Published 1995 as part of Memoir 62
Copyright © 1995 The American Association of Petroleum Geologists.   All Rights Reserved.

 

Structural Inversion of a Cretaceous Rift Basin, Southern Altiplano, Bolivia

 

H. J. Welsink
Perez Companc
Neuquén, Argentina







 

E. Martinez
O. Aranibar
J. Jarandilla
Yacimientos Petrolíferos Fiscales Bolivianos
Santa Cruz de la Sierra, Bolivia
 
Abstract

The southern Altiplano rift basin forms part of the Cretaceous rift system that extends from Peru to northwestern Argentina. Seismic and potential field data suggest that basin formation was controlled by a preexisting structural grain consisting of northwest-southeast and northeast-southwest tectonic lineaments within a Precambrian-Paleozoic basement. Variable extension was achieved through transfer fault zones that coincide with northwest-southeast trending lineaments. Rift subsidence can be divided into an early rift (Berriasian-Cenomanian) and a late rift episode (Turonian-Campanian) with a total accumulation of up to 1000 m of sandstones and shales. A period of tectonic quiescence followed that resulted in a regional sag basin characterized by thin-bedded, calcareous lacustrine deposits. This sequence includes the oil-prone shales and reservoir carbonates of the El Molino Formation, which has been correlated with the hydrocarbon-producing Yacoraite Formation in northwestern Argentina. 

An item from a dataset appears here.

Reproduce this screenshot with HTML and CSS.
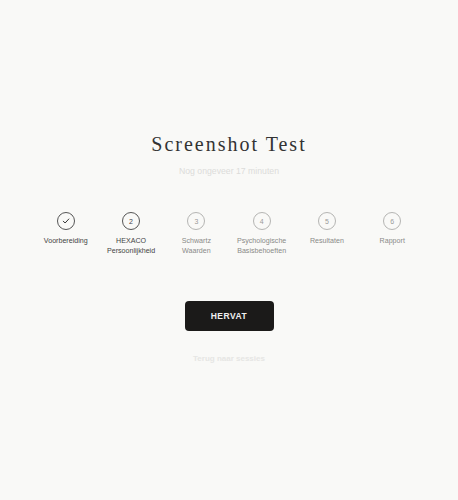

At the beginning of the Tertiary, rift-related subsidence had ceased and was gradually replaced by subsidence resulting from Andean compression. An Eocene unconformity marks the subtle change to this new episode of basin formation. This was followed by a major Oligocene unconformity that characterizes the onset of increased subsidence rates related to the emplacement of large thrust sheets of the Eastern Cordillera. More than 4 km of synorogenic sediments accumulated in the adjacent Altiplano foredeep. Inversion of the Cretaceous rift structures took place during this compressional phase. In the southern Altiplano, this inversion resulted in hydrocarbon traps similar to those in the rift basins of northwestern Argentina.